The debate over a suburban takeover of Detroit’s water board is not new. Suburban representatives, particularly Rep. Leon Drolet (R-Clinton Twp.) who drafted the legislation, have been pushing for the takeover for a number of months now. At the same time as the state Legislature has been debating the takeover of the Detroit water board, Kilpatrick has appointed several new officials to the Detroit Public School’s seven-member reform board. With this maneuver, Kilpatrick is attempting to appear receptive to public criticism. The real problem with the schools, however, as would be the problem with a takeover of the water board, is that the state or outside sources are not as familiar with or invested in the future of Detroit.

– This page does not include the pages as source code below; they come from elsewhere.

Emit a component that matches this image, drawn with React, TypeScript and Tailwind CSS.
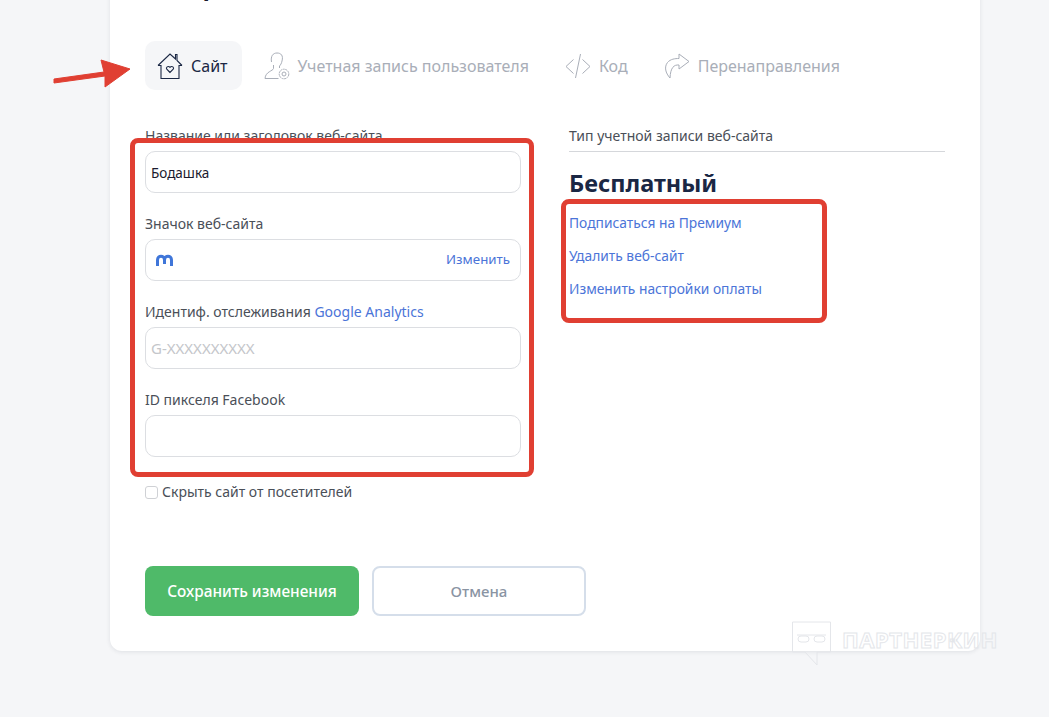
const font = { fontFamily: '"Noto Sans", sans-serif' };

function HouseIcon() {
  return (
    <svg width="26" height="28" viewBox="0 0 26 28" fill="none" stroke="#1a2744" strokeWidth="1.1" className="shrink-0">
      <path d="M1 13.5 L13 2 L18.5 7 V2.5 H20 V8.5 L25 13.5" />
      <path d="M1 13.5 H4 V26.5 H22 V13.5 H25" />
      <path d="M13 20.5 L9.8 17.2 C8.6 15.6 10.8 13.4 13 15.2 C15.2 13.4 17.4 15.6 16.2 17.2 Z" />
    </svg>
  );
}

function UserGearIcon() {
  return (
    <svg width="26" height="28" viewBox="0 0 26 28" fill="none" stroke="#a9aeb8" strokeWidth="1" className="shrink-0">
      <path d="M7.5 10 C6.5 4 9 1 13 1 C17 1 19.5 3.5 18 9 C17.5 11.5 16.5 13 15.5 14 V16 M9.5 13 V16.5 C9 19 1.5 19.5 1 26.5 H14.5" />
      <circle cx="20" cy="22" r="4.8" strokeDasharray="2 0.6" />
      <circle cx="20" cy="22" r="2" />
    </svg>
  );
}

function CodeIcon() {
  return (
    <svg width="26" height="26" viewBox="0 0 26 26" fill="none" stroke="#a9aeb8" strokeWidth="1" className="shrink-0">
      <path d="M8.5 6.5 L1 13.5 L8.5 20.5" />
      <path d="M17.5 6.5 L25 13.5 L17.5 20.5" />
      <path d="M15.5 1 L10.5 25" />
    </svg>
  );
}

function RedirectIcon() {
  return (
    <svg width="26" height="26" viewBox="0 0 26 26" fill="none" stroke="#a9aeb8" strokeWidth="1" className="shrink-0">
      <path d="M15 1 L25 8.5 L15 16 V12 C10 11.5 6.5 14.5 6 25 C1.5 20 0 14 3.5 9.5 C6.5 6 11 5.5 15 5.5 Z" />
    </svg>
  );
}

function Tab({ icon, label, active }: { icon: React.ReactNode; label: string; active?: boolean }) {
  return (
    <div className={`flex items-center gap-2 h-[49px] rounded-[10px] ${active ? 'bg-[#f5f6f8] text-[#1a2744] pl-3 pr-[14px]' : 'text-[#a9aeb8]'}`}>
      {icon}
      <span className="pt-px text-base whitespace-nowrap">{label}</span>
    </div>
  );
}

function Field({ label, children }: { label: React.ReactNode; children: React.ReactNode }) {
  return (
    <div className="flex flex-col">
      <div className="h-4 mb-[7px] text-sm leading-4 text-[#4a4f58] whitespace-nowrap">{label}</div>
      {children}
    </div>
  );
}

const inputCls =
  'w-full h-[42px] px-[5px] rounded-[10px] border border-[#dcdee2] bg-white text-[13.5px] text-[#1a1a2e] outline-none placeholder:text-[#c4c6ca]';

export default function App() {
  return (
    <div className="relative h-[717px] w-[1049px] overflow-hidden bg-[#f5f6f8]" style={font}>
      <div className="ml-[110px] -mt-10 w-[870px] rounded-xl bg-white px-[35px] pt-[10px] pb-[35px] shadow-[0_1px_4px_rgba(30,40,60,0.1)]">
        <h1 className="h-8 mb-[39px] text-2xl leading-8 font-bold text-[#1a1a2e]">Настройки</h1>

        <div className="flex items-center">
          <Tab active icon={<HouseIcon />} label="Сайт" />
          <div className="w-[22px]" />
          <Tab icon={<UserGearIcon />} label="Учетная запись пользователя" />
          <div className="w-[36px]" />
          <Tab icon={<CodeIcon />} label="Код" />
          <div className="w-[36px]" />
          <Tab icon={<RedirectIcon />} label="Перенаправления" />
        </div>

        <div className="mt-[38px] grid grid-cols-[376px_376px] gap-x-12">
          <div className="flex flex-col gap-[23px]">
            <Field label="Название или заголовок веб-сайта">
              <input className={`${inputCls} pt-[2px]`} defaultValue="Бодашка" />
            </Field>
            <Field label="Значок веб-сайта">
              <div className="flex items-center justify-between h-[42px] pl-[10px] pr-[10px] rounded-[10px] border border-[#dcdee2]">
                <svg width="17" height="12" viewBox="0 0 17 12" fill="none" stroke="#3f76d9" strokeWidth="3">
                  <path d="M1.5 12 V6 C1.5 1 8.5 1 8.5 6 V10 M8.5 6 C8.5 1 15.5 1 15.5 6 V12" />
                </svg>
                <span className="text-[13.3px] text-[#4b74d8]">Изменить</span>
              </div>
            </Field>
            <Field
              label={
                <>
                  Идентиф. отслеживания <span className="text-[#4b74d8]">Google Analytics</span>
                </>
              }
            >
              <input className={`${inputCls} text-[15px]`} placeholder="G-XXXXXXXXXX" />
            </Field>
            <Field label="ID пикселя Facebook">
              <input className={inputCls} />
            </Field>
            <label className="mt-[2px] flex items-center gap-1 h-5 text-sm text-[#4a4f58]">
              <span className="h-[13px] w-[13px] rounded-[3px] border border-[#cfd1d5] bg-white" />
              Скрыть сайт от посетителей
            </label>
          </div>

          <div>
            <div className="h-4 mb-[7px] text-sm leading-4 text-[#4a4f58]">Тип учетной записи веб-сайта</div>
            <div className="border-t border-[#d5d7db]" />
            <div className="mt-[17px] text-[23.5px] leading-7 font-bold text-[#1a2744]">Бесплатный</div>
            <div className="mt-[16px] flex flex-col gap-[13px] text-[13.8px] leading-5 text-[#4b74d8]">
              <a>Подписаться на Премиум</a>
              <a>Удалить веб-сайт</a>
              <a>Изменить настройки оплаты</a>
            </div>
          </div>
        </div>

        <div className="mt-[64px] flex gap-[13px]">
          <button className="h-[50px] w-[214px] rounded-lg bg-[#4fba69] pt-[2px] text-[15.4px] font-medium text-white">
            Сохранить изменения
          </button>
          <button className="h-[50px] w-[214px] rounded-lg border-2 border-[#d5deea] bg-white text-[15px] font-medium text-[#8a94a3]">
            Отмена
          </button>
        </div>
      </div>

      {/* пометки поверх скриншота */}
      <div className="absolute left-[130px] top-[138px] h-[339px] w-[404px] rounded-lg border-[5px] border-[#e03f32]" />
      <div className="absolute left-[561px] top-[199px] h-[124px] w-[266px] rounded-lg border-[5px] border-[#e03f32]" />
      <svg className="absolute left-[50px] top-[58px]" width="84" height="32" viewBox="0 0 84 32">
        <path d="M4 21 L54 14 L51 2 L80 11 L55 29 L55 18 L4 25 Z" fill="#e03f32" stroke="#e03f32" strokeLinejoin="round" />
      </svg>

      {/* водяной знак */}
      <div className="absolute left-[791px] top-[621px] flex items-center gap-[10px]">
        <svg width="41" height="45" viewBox="0 0 41 45" fill="none" stroke="#e4e6ea" strokeWidth="1">
          <path d="M1.5 1 H39.5 V31 H26 V44 L14 31 H1.5 Z" />
          <path d="M6 14 H35" />
          <rect x="7" y="15" width="11" height="6" rx="3" />
          <rect x="23" y="15" width="11" height="6" rx="3" />
        </svg>
        <span className="-mt-[9px] text-[22px] font-bold tracking-[0.5px] text-transparent [-webkit-text-stroke:1px_#e4e6ea]">
          ПАРТНЕРКИН
        </span>
      </div>
    </div>
  );
}
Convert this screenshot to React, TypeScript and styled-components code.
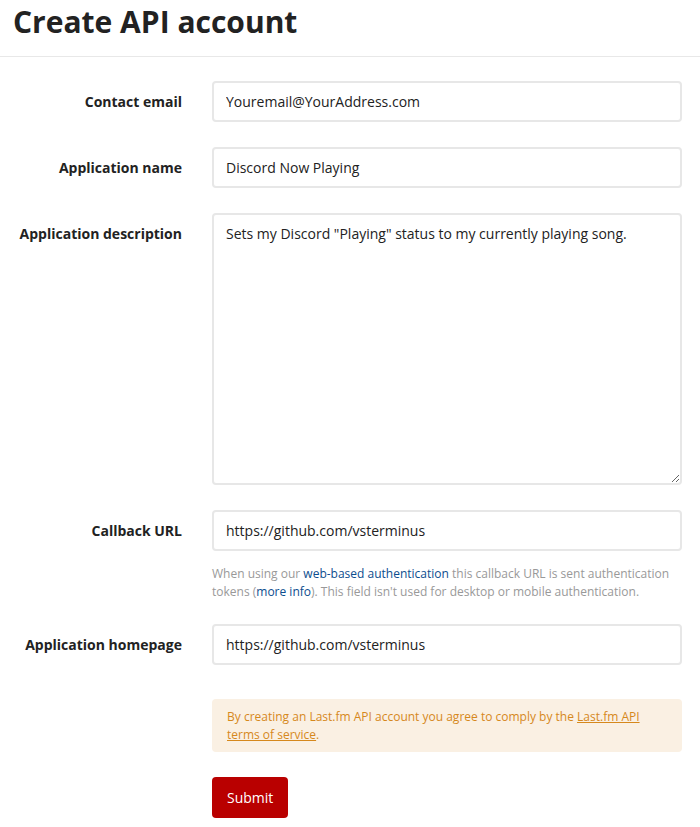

Since the takeover of Detroit’s public schools, the criteria that were used to justify the takeover have not given any indication that the schools have improved, and, in fact, test scores have gone down since the takeover in 1999. The voting rights of the citizens of Detroit were trampled in favor of a policy that has yet to yield any positive results.

The takeover of Detroit’s schools, as well as the current attempt to takeover the Water and Sewer Department, are both efforts on the part of the state legislature to wrest political power from the city.

Drolet and other state officials have expended their efforts in an attempt to establish greater political hegemony for the state over Detroit, and turned the whole issue into a power struggle with consequences that could be disastrous for the city.

The takeover bill has specific provisions allowing privatization and layoffs, which indicates the detrimental effects that a state takeover can have for jobs and the standard of living in the city. Not to mention that Detroit is already a poor city which needs greater access to more income since tax revenue has fled with businesses and residents over the past few decades.

The takeover of the water board would amount to nothing more than a further attempt by the state to drain the political and economic power of the largest city in the state of Michigan. The legislature should look more seriously for ways to address Detroit’s problems that do not include flooding the city with state-sponsored takeover boards at the expense of Detroit’s political and economic well-being.